— И личной безопасности, — кисло добавил Солерн. — Если вы правы, то этот тип действовал на редкость нагло и решительно.
— Если?
Солерн не ответил. Еще оставалась вероятность, что приказ об убийстве поступил сверху, а потому он направился на третий этаж, в кабинет начальника тюрьмы Русенара. Хотя приказ, скорее всего, был устным, но небольшой обыск никогда не помешает.
В кабинете Русенара ничто не указывало на поспешный сбор вещей и паническое бегство. Но куда мог уехать начальник главной королевской тюрьмы — вот так без предупреждения, накануне скорой смерти короля, в разгар уличных беспорядков, грозящих перейти в бунт?
— Мастер мог приказать ему уехать прочь сразу после убийства? — неохотно спросил Солерн: идея Николетти ему все еще не нравилась.
— Мог.
— Сколько времени длится влияние приказа?
— Зависит от силы мастера. Если оценивать ее по той защите, которую он сделал для Жильбера, я бы сказал, что начальник будет безостановочно ехать около полусуток. Потом, конечно, опомнится и вернется.
— А если мастер приказал ему отъехать подальше и утопиться?
— И такое возможно, — равнодушно отозвался Николетти. Солерн подошел к столу, мельком взглянул в окно и с удивлением увидел опускающийся мост.
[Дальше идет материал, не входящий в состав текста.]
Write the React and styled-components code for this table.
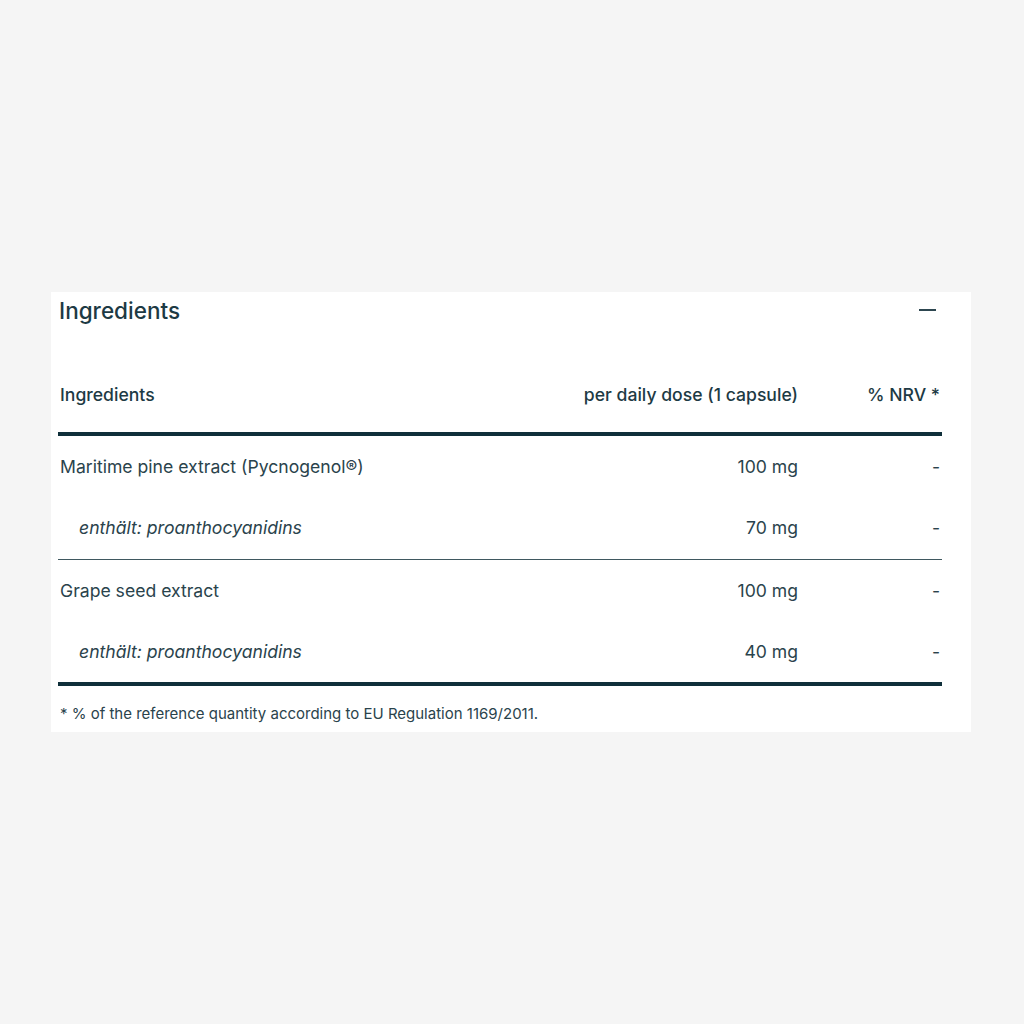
import React from 'react'
import styled, { createGlobalStyle } from 'styled-components'

const rows = [
    { name: 'Maritime pine extract (Pycnogenol®)', amount: '100 mg', nrv: '-' },
    { name: 'enthält: proanthocyanidins', amount: '70 mg', nrv: '-', sub: true, last: true },
    { name: 'Grape seed extract', amount: '100 mg', nrv: '-' },
    { name: 'enthält: proanthocyanidins', amount: '40 mg', nrv: '-', sub: true },
]

function App() {
    return (
        <Page>
            <GlobalStyle />
            <Card>
                <Header>
                    <Title>Ingredients</Title>
                    <Toggle aria-label="collapse">
                        <svg width="17" height="16" viewBox="0 0 17 16">
                            <path d="M0 8h17" stroke="#2d4650" strokeWidth="2" />
                        </svg>
                    </Toggle>
                </Header>
                <Table>
                    <thead>
                        <tr>
                            <HeadCell>Ingredients</HeadCell>
                            <HeadCell align="right">per daily dose (1 capsule)</HeadCell>
                            <HeadCell align="right" width="138">% NRV *</HeadCell>
                        </tr>
                    </thead>
                    <tbody>
                        {rows.map((row, i) => (
                            <Row key={i} divider={row.last}>
                                <Cell sub={row.sub}>{row.name}</Cell>
                                <Cell align="right">{row.amount}</Cell>
                                <Cell align="right">{row.nrv}</Cell>
                            </Row>
                        ))}
                    </tbody>
                </Table>
                <Note>* % of the reference quantity according to EU Regulation 1169/2011.</Note>
            </Card>
        </Page>
    )
}

export default App

const GlobalStyle = createGlobalStyle`
    html, body {
        margin : 0;
        background : #f5f5f5;
        font-family : Inter, "Noto Sans", sans-serif;
    }
`

const Page = styled.div`
    width : 1024px;
    height : 1024px;
    padding : 292px 0 0 51px;
    box-sizing : border-box;
`

const Card = styled.div`
    width : 920px;
    background : #ffffff;
    padding : 0 29px 8px 7px;
    box-sizing : border-box;
    color : #253f48;
`

const Header = styled.div`
    display : flex;
    align-items : center;
    justify-content : space-between;
    height : 36px;
    padding-left : 1px;
`

const Title = styled.h2`
    margin : 0;
    font-size : 22.5px;
    font-weight : 500;
    color : #1d3a44;
`

const Toggle = styled.button`
    border : none;
    background : none;
    padding : 0;
    margin-right : 6px;
    display : flex;
    align-items : center;
`

const Table = styled.table`
    width : 100%;
    border-collapse : collapse;
    margin-top : 56px;
    font-size : 17.6px;
    line-height : 22px;
`

const HeadCell = styled.th`
    text-align : ${p => p.align || 'left'};
    font-weight : 500;
    color : #1d3a44;
    padding : 0 2px 26px 2px;
    border-bottom : 4px solid #0f2f3a;
    white-space : nowrap;
`

const Row = styled.tr`
    height : ${p => (p.divider ? '62px' : '63px')};
    border-bottom : ${p => (p.divider ? '1px solid #3f5860' : 'none')};
    &:last-child { height : 62px; border-bottom : 4px solid #0f2f3a; }
`

const Cell = styled.td`
    text-align : ${p => p.align || 'left'};
    padding : 0 2px 0 ${p => (p.sub ? '21px' : '2px')};
    font-style : ${p => (p.sub ? 'italic' : 'normal')};
    color : #2a434c;
    white-space : nowrap;
`

const Note = styled.p`
    margin : 18px 0 0 2px;
    font-size : 15px;
    line-height : 20px;
    color : #2a434c;
`
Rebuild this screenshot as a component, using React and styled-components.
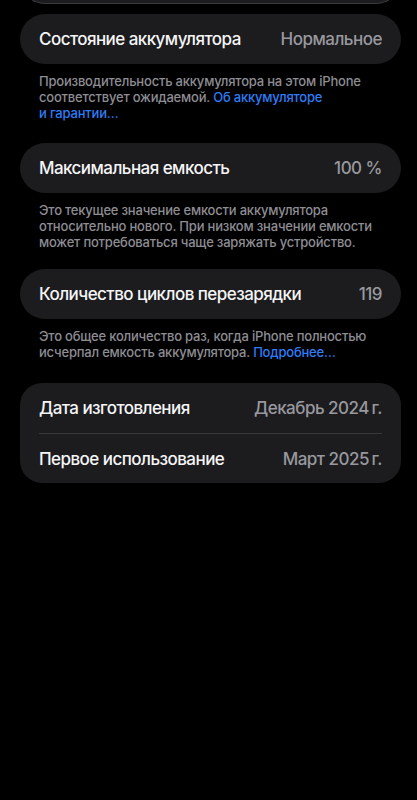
import React from "react";
import styled, { createGlobalStyle } from "styled-components";

const GlobalStyle = createGlobalStyle`
  html, body {
    margin: 0;
    padding: 0;
    background: #000;
  }
  body {
    font-family: Inter, "Noto Sans", sans-serif;
    -webkit-font-smoothing: antialiased;
  }
`;

const Page = styled.div`
  min-height: 800px;
  background: #000;
  padding: 0 16px 0 20px;
  display: flex;
  flex-direction: column;
  overflow: hidden;
`;

const Card = styled.div`
  background: #1c1c1e;
  border-radius: ${(p) => (p.$multi ? "22px" : "25px")};
  padding: 0 19px;
  display: flex;
  flex-direction: column;
`;

const CutCard = styled(Card)`
  height: 50px;
  margin-top: -47px;
  margin-bottom: 11px;
  box-shadow: 0 1px 0 #3a3a3c;
`;

const Row = styled.div`
  height: 50px;
  display: flex;
  align-items: center;
  justify-content: space-between;
  border-top: ${(p) => (p.$divider ? "1px solid #38383a" : "none")};
  box-sizing: border-box;
`;

const Label = styled.span`
  color: #f5f5f7;
  font-size: 17px;
  font-weight: 500;
  letter-spacing: -0.55px;
`;

const Value = styled.span`
  color: #98989e;
  font-size: 17px;
  font-weight: 500;
  letter-spacing: -0.5px;
`;

const Footer = styled.p`
  margin: 9px 19px 0 19px;
  color: #8d8d93;
  font-size: 13px;
  font-weight: 500;
  line-height: 16px;
  letter-spacing: -0.2px;
`;

const Link = styled.span`
  color: #2f7cf6;
`;

const Section = styled.section`
  margin-bottom: ${(p) => p.$gap}px;
`;

export default function App() {
  return (
    <>
      <GlobalStyle />
      <Page>
        <CutCard />

        <Section $gap={22}>
          <Card>
            <Row>
              <Label>Состояние аккумулятора</Label>
              <Value>Нормальное</Value>
            </Row>
          </Card>
          <Footer>
            Производительность аккумулятора на этом iPhone
            <br />
            соответствует ожидаемой. <Link>Об аккумуляторе</Link>
            <br />
            <Link>и гарантии…</Link>
          </Footer>
        </Section>

        <Section $gap={19}>
          <Card>
            <Row>
              <Label>Максимальная емкость</Label>
              <Value>100 %</Value>
            </Row>
          </Card>
          <Footer>
            Это текущее значение емкости аккумулятора
            <br />
            относительно нового. При низком значении емкости
            <br />
            может потребоваться чаще заряжать устройство.
          </Footer>
        </Section>

        <Section $gap={23}>
          <Card>
            <Row>
              <Label>Количество циклов перезарядки</Label>
              <Value>119</Value>
            </Row>
          </Card>
          <Footer>
            Это общее количество раз, когда iPhone полностью
            <br />
            исчерпал емкость аккумулятора. <Link>Подробнее…</Link>
          </Footer>
        </Section>

        <Section $gap={0}>
          <Card $multi>
            <Row>
              <Label>Дата изготовления</Label>
              <Value>Декабрь 2024{"\u2009"}г.</Value>
            </Row>
            <Row $divider>
              <Label>Первое использование</Label>
              <Value>Март 2025{"\u2009"}г.</Value>
            </Row>
          </Card>
        </Section>
      </Page>
    </>
  );
}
Едва он лег на край рва, как к воротам галопом помчался всадник.
— Начальник тюрьмы? — пробормотал Ги и вышел из кабинета, чтобы скорей встретить невольного беглеца.
Но надежды Солерна не оправдались: спустившись во внутренний двор, он столкнулся нос к носу с Греналем. Вид у него был довольно дикий.
— Я вас везде ищу! — выпалил Греналь и вцепился в локоть старшего дознавателя. — Где вас черти носят?!
— Что случилось?
— Как — что?! Король умер!
Глава 2
Тело короля под одеялом скорее напоминало тело костлявого подростка, а не взрослого мужчины. Врачи и ведьмы стояли в ногах роскошного ложа и подписывали акт о смерти венценосного и совершенно безнадежного пациента. Герцог фон Тешен, будущий регент, нетерпеливо наблюдал за переходом бумаги и пера из рук в руки. Высокий, красивый, светловолосый мужчина сорока трех лет с орлиным профилем и голубыми глазами куда больше напоминал короля, нежели несчастное отродье Генриха Льва.
Граф де Фонтанж склонил голову набок. Не знай он Филиппа Несчастливого, то сказал бы, что монарху помогли покинуть этот свет. Слишком лакомый кус стоял на кону — по мирному договору, заключенному с Амалой, король потерял почти все, на что наложили руку его отец, дед и прадед, и вынужден был не только жениться на амальской принцессе, но согласиться с тем, что регентом при наследнике будет ее дядя — Август фон Тешен. Сравнивая тощее тело на кровати и статного регента, граф задавался вопросом, не помог ли он племяннице с зачатием наследника?
После смерти короля следовали определенные, прописанные в протоколе двора действия, но сейчас никто ничего не делал. Потому что улицы даларских городов готовы были превратиться в кипящий котел, и некому было говорить традиционную траурную формулу — едва ли трехмесячный младенец может ее повторить. А регентом вот-вот, с минуты на минуту, станет иностранец, завоеватель, герцог фон Тешен, брат короля Амалы. Такого позора Далара не знала уже триста лет.
"Просто поразительно", — думал Фонтанж. Короля как будто окутывало облако несчастий и невезения: все его родственники, которые могли бы занять место регента, либо умерли, либо находились в таком возрасте и состоянии, что сами нуждались в сиделках. А герцог и вдовствующая королева были самыми ненавистными людьми в стране за сто лет.
— Как долго мы сможем это скрывать? — спросил граф у старшей ведьмы обители в Ре.
— Скрывать? — отозвалась Лотрейн. — Каким это образом?
— Что значит — скрывать? — резко вмешался герцог фон Тешен. — С какой стати? Король умер, и следует объявить о наследнике!
— В сложившейся ситуации это не вполне целесообразно.
— Что?!
— В городе зреет бунт, ваше высочество, — кротко отвечал Фонтанж. — Недовольные, узнав о кончине монарха…
— Бунт? Так прекратите его, черт побери! Для чего вас держат на королевской службе?
— Для обеспечения безопасности короны и короля. И сейчас я, как тот, кто ответственен за эту безопасность, говорю: пока вас, ее величество и ребенка не вывезут из столицы, объявлять о смерти Филиппа неразумно.